[begin Given data]
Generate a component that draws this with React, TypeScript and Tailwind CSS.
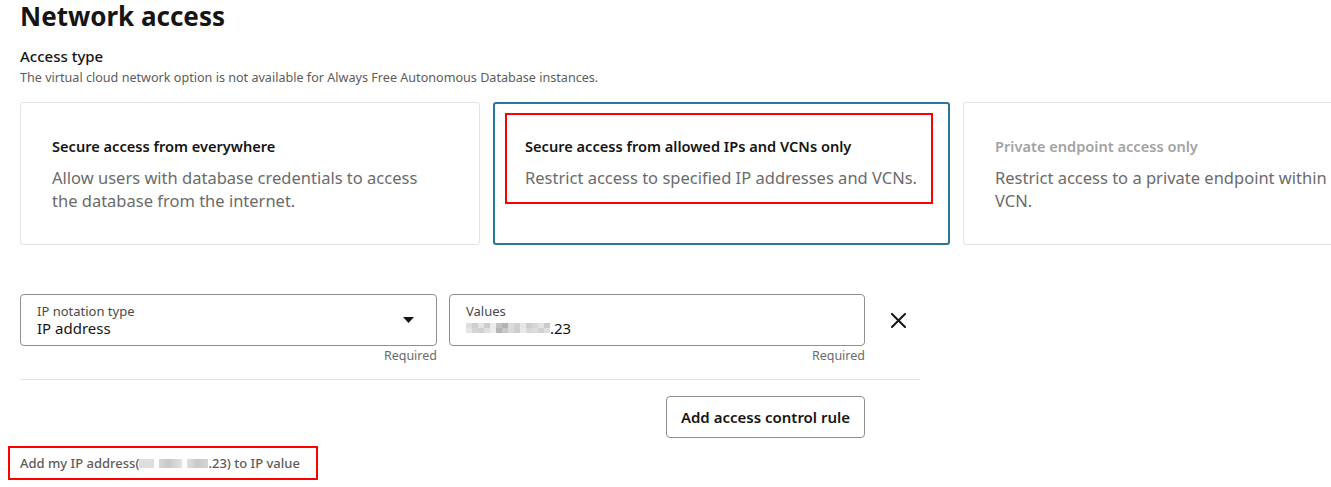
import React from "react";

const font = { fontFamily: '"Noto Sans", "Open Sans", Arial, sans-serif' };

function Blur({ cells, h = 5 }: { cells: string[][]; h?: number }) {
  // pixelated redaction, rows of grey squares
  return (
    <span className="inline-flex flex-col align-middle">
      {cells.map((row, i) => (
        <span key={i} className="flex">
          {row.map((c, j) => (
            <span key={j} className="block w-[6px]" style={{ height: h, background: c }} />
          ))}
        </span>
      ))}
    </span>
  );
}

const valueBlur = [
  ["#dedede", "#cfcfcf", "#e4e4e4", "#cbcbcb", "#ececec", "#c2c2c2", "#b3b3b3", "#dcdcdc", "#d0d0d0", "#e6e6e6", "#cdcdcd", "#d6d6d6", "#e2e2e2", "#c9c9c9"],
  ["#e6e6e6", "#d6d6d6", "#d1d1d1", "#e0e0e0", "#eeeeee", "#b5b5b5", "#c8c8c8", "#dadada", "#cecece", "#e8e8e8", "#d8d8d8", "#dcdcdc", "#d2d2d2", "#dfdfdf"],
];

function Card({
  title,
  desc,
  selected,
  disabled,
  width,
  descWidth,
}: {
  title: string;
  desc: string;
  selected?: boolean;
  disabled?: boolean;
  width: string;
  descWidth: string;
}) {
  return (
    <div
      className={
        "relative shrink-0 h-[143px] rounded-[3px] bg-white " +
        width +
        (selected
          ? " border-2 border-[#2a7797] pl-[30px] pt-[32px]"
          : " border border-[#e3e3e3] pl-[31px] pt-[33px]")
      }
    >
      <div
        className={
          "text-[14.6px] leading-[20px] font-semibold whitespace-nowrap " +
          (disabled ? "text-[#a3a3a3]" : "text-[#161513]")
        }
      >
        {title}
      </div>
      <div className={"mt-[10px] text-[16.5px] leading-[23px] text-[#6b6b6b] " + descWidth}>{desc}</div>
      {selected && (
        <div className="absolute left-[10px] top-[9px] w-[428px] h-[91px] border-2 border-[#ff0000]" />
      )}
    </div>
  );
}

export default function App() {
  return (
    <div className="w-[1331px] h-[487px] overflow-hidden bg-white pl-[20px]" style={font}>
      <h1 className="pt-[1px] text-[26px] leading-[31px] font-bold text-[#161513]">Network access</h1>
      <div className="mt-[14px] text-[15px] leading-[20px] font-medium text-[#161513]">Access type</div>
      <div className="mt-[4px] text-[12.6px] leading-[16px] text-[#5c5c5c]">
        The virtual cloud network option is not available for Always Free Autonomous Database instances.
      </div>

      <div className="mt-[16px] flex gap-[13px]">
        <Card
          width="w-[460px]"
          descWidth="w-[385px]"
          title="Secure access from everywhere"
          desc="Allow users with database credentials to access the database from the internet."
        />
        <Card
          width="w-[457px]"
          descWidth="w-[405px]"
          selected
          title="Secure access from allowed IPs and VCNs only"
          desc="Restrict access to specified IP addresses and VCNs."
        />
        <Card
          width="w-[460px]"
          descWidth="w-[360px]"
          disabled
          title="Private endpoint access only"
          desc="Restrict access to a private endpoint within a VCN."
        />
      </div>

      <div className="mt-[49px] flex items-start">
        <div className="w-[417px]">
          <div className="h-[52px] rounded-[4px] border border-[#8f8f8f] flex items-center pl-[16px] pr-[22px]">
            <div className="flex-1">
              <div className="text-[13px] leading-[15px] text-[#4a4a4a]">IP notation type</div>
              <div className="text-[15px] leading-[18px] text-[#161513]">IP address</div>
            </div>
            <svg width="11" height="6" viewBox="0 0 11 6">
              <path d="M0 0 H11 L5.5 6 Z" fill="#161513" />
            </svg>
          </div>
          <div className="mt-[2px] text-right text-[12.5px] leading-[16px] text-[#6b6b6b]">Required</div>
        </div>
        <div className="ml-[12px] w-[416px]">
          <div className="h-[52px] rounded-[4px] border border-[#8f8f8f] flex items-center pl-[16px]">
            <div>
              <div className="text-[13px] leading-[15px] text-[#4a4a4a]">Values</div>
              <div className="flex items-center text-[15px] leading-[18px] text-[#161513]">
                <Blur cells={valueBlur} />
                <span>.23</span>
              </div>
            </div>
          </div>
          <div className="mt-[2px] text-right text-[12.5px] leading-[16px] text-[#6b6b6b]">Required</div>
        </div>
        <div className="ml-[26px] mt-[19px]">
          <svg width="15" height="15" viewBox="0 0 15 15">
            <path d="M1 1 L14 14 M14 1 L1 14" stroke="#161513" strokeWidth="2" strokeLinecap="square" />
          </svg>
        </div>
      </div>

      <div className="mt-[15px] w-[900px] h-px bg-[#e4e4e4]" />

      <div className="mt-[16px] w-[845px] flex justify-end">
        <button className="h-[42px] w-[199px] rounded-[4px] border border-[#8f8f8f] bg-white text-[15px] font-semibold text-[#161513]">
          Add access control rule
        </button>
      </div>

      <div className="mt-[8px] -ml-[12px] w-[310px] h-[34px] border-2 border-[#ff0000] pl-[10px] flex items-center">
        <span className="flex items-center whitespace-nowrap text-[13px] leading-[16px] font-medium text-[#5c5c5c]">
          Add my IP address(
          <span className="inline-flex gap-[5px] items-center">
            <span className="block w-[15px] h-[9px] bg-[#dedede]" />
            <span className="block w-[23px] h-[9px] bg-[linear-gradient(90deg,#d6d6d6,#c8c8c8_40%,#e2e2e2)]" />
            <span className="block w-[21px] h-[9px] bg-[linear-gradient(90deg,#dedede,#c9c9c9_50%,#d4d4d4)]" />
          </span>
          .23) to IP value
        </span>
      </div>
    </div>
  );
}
[end Given data]
[begin Given data]
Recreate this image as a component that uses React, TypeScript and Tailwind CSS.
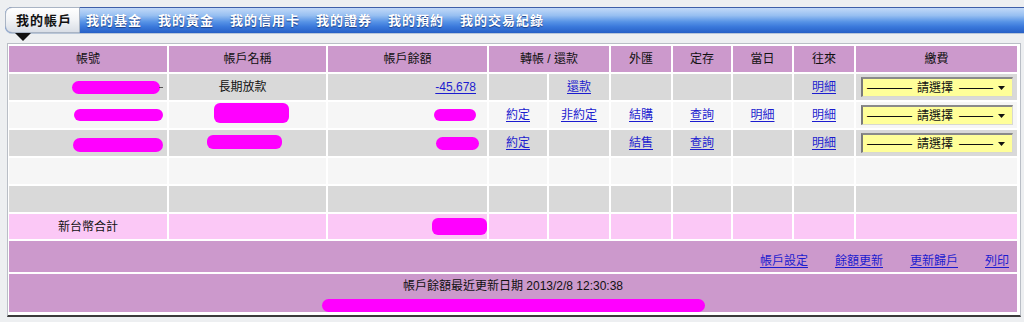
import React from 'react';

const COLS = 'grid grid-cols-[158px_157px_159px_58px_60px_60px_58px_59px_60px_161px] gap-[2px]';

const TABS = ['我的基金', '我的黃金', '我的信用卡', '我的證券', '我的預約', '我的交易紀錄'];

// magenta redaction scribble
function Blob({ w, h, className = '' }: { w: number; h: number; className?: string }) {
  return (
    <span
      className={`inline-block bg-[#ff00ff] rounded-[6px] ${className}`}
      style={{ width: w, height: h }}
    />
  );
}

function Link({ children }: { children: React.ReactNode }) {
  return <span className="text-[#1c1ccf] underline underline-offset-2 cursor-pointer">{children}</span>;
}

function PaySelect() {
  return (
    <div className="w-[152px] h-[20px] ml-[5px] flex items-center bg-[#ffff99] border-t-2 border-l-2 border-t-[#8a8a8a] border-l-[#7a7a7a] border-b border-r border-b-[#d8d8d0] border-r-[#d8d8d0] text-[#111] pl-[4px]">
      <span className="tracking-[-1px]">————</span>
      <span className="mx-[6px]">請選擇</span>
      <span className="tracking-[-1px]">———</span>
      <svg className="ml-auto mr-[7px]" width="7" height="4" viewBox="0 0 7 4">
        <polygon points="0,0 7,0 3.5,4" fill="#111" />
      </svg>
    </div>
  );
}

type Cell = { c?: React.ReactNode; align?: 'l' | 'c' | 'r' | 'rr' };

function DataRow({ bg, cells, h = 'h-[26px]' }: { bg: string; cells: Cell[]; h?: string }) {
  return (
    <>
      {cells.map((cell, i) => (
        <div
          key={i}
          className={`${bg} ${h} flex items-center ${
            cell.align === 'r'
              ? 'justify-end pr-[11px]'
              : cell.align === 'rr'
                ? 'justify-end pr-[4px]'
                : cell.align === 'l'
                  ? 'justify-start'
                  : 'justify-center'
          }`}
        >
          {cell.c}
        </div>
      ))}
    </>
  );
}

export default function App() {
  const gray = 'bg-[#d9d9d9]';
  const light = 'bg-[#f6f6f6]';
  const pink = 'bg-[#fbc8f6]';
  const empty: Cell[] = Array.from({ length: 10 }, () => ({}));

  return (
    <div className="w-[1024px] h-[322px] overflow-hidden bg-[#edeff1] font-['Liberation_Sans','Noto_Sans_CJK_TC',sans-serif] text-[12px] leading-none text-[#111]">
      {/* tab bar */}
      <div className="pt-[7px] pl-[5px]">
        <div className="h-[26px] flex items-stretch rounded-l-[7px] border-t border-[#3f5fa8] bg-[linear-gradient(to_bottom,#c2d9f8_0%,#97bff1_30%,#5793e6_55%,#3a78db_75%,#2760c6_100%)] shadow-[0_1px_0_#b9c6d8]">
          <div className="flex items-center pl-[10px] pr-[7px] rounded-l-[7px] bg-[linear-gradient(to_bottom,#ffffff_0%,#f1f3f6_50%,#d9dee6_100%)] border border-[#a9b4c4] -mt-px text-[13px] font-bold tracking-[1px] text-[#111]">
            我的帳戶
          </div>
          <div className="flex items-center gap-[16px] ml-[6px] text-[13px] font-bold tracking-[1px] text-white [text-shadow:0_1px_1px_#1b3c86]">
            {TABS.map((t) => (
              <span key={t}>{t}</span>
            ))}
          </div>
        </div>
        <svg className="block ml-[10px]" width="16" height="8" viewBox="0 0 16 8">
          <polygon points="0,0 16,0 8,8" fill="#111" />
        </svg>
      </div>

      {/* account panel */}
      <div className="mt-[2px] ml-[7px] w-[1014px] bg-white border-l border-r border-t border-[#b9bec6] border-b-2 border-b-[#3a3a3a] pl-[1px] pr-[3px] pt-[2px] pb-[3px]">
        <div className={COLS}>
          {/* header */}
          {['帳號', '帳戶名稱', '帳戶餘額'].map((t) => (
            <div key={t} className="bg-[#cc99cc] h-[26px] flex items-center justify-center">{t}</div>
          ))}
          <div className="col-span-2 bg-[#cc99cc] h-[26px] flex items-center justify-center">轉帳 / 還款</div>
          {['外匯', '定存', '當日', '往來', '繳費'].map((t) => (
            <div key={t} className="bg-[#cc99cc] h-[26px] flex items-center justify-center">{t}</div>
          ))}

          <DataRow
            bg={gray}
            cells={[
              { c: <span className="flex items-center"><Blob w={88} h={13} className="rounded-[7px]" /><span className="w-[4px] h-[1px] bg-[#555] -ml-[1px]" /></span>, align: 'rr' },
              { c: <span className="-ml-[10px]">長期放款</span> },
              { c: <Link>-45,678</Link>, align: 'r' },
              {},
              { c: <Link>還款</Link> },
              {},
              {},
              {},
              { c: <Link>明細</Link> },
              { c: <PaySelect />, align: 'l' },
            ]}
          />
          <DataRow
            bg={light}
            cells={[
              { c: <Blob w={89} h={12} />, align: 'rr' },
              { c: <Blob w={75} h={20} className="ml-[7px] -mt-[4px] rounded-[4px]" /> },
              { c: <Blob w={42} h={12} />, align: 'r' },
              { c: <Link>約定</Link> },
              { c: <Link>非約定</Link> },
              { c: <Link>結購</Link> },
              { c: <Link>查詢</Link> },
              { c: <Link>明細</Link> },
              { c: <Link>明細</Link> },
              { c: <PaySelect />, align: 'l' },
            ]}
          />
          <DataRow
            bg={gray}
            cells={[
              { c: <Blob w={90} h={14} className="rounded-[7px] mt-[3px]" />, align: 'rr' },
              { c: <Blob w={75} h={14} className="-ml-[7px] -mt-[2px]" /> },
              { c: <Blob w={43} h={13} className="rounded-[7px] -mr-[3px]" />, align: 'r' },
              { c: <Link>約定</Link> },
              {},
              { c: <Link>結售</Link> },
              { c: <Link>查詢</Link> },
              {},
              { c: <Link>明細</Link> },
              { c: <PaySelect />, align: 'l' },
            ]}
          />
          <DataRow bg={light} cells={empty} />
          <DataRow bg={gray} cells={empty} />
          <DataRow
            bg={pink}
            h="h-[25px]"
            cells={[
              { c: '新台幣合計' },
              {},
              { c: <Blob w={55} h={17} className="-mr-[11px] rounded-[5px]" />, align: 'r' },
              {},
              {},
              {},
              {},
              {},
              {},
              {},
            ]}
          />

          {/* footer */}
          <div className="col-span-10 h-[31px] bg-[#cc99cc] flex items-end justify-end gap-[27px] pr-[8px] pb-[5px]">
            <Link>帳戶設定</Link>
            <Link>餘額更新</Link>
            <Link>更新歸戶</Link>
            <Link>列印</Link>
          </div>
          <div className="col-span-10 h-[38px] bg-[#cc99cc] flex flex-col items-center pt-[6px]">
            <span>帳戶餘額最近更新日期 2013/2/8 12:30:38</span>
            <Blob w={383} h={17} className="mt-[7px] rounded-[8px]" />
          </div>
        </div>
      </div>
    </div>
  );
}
[end Given data]
• [To do]: Give the lines above again exactly, from the one containing "Recreate this image" to the one containing "React.ReactNode; align?: 'l'", both included, but leave out the pictures.

• [Solved problem]:
Recreate this image as a component that uses React, TypeScript and Tailwind CSS.
import React from 'react';

const COLS = 'grid grid-cols-[158px_157px_159px_58px_60px_60px_58px_59px_60px_161px] gap-[2px]';

const TABS = ['我的基金', '我的黃金', '我的信用卡', '我的證券', '我的預約', '我的交易紀錄'];

// magenta redaction scribble
function Blob({ w, h, className = '' }: { w: number; h: number; className?: string }) {
  return (
    <span
      className={`inline-block bg-[#ff00ff] rounded-[6px] ${className}`}
      style={{ width: w, height: h }}
    />
  );
}

function Link({ children }: { children: React.ReactNode }) {
  return <span className="text-[#1c1ccf] underline underline-offset-2 cursor-pointer">{children}</span>;
}

function PaySelect() {
  return (
    <div className="w-[152px] h-[20px] ml-[5px] flex items-center bg-[#ffff99] border-t-2 border-l-2 border-t-[#8a8a8a] border-l-[#7a7a7a] border-b border-r border-b-[#d8d8d0] border-r-[#d8d8d0] text-[#111] pl-[4px]">
      <span className="tracking-[-1px]">————</span>
      <span className="mx-[6px]">請選擇</span>
      <span className="tracking-[-1px]">———</span>
      <svg className="ml-auto mr-[7px]" width="7" height="4" viewBox="0 0 7 4">
        <polygon points="0,0 7,0 3.5,4" fill="#111" />
      </svg>
    </div>
  );
}

type Cell = { c?: React.ReactNode; align?: 'l' | 'c' | 'r' | 'rr' };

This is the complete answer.